Jan 14 12:49:03 consult kernel: SELinux: initialized (dev fuse, type fuse), not
configured for labeling

(remember that ntfs-3g is a user-space filesystem so it uses 'fuse')

Thanks,
Jeff

Comment 6 Need Real Name 2007-02-18 01:27:02 UTC
This still doesn't seem to be fixed. I have the latest  selinux-policy-2.4.6-37.fc6.

I still get the boot message:
 SELinux: initialized (dev fuse, type fuse), not configured for labeling
when I boot and mount the filesystem using ntfs-3g.

I am using:
    ntfs-3g-0-0.9.20070118.fc6
    fuse-2.6.3-1.fc6

What am I doing wrong since I believe you said that you had fixed it as of
selinux-policy-2.4.6-21 ?




Comment 7 Need Real Name 2007-03-28 00:42:47 UTC
Still not fixed -- i.e., ntfs-3g filesystems (using fuse) still show up as
unlabeled.

Interestingly, though, the kernel boot error message has changed a little to:

SELinux: initialized (dev hda1, type fuseblk), not configured for labeling

I'm surprised that other people aren't having this problem since I would have
thought that by now many people would want to use ntfs-3g to read/write to
Windoze ntfs filesystems (though perhaps those people just shut off selinux :)

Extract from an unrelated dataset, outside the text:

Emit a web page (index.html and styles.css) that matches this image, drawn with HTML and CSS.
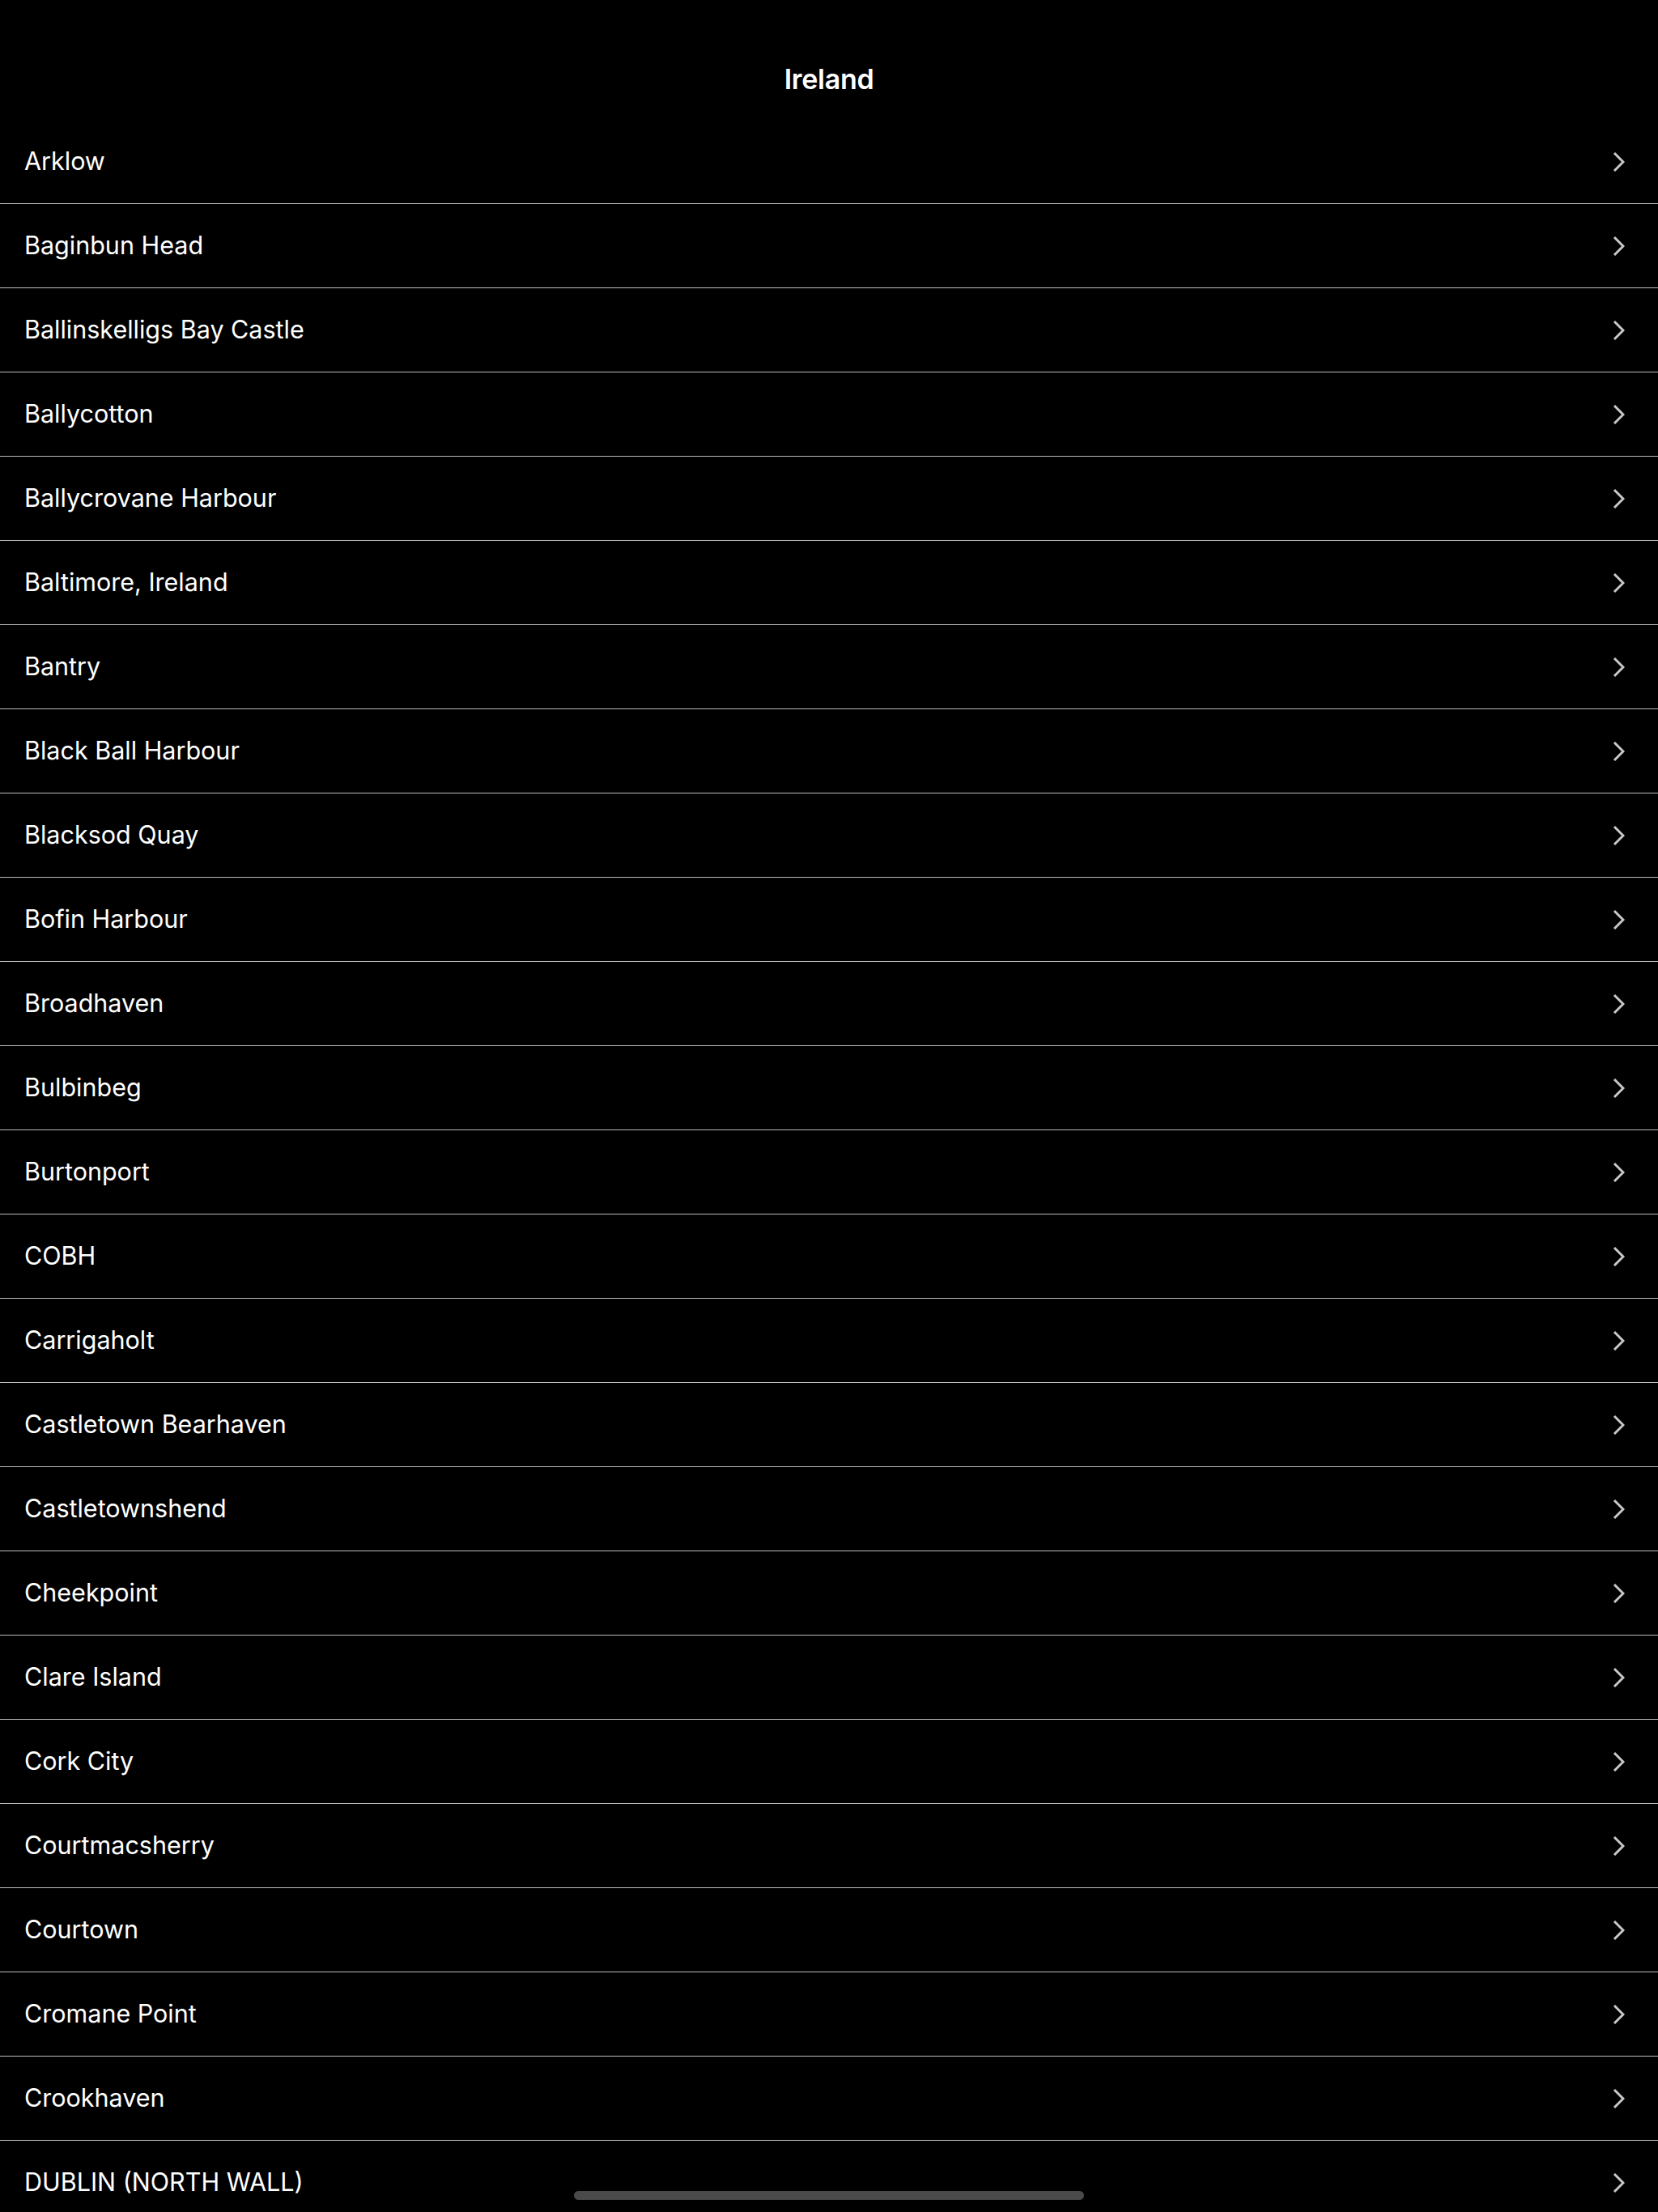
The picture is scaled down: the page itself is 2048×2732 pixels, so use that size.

In any case, I would think this would be a priority bug to fix...

By the way, I am currently running:
kernel-2.6.20-1.2933.fc6
selinux-policy-targeted-2.4.6-42.fc6.noarch.rpm
fuse-2.6.3-2.fc6.i386.rpm
ntfs-3g-1.0-1.fc6


Comment 8 Daniel Walsh 2007-04-10 18:40:04 UTC
Fixed in selinux-policy-2.4.6-49.fc6

Comment 9 Need Real Name 2007-04-11 16:57:44 UTC
Not sure it's fully fixed yet :)
Good news is that my ntfs-3g partitions are now labeled.

The bad news is that they are labeled as: system_u:object_r:fusefs_t 
Unfortunately, the targeted policy selinux definitions don't allow for copying
between to the fusefs_t domain.

I would think that the 'average' user of an ntfs-3g filesystem would want to be
able to at least do basic file operations.

Any suggestions on the *best* way to remedy this?

Comment 10 Daniel Walsh 2007-04-11 17:57:51 UTC
That is strange, it should be labeled ntfs-3g.

Checkout bugzilla #220732

They seem happy with this fix.

I will close this bug as a duplicate and we can carry on the conversations there.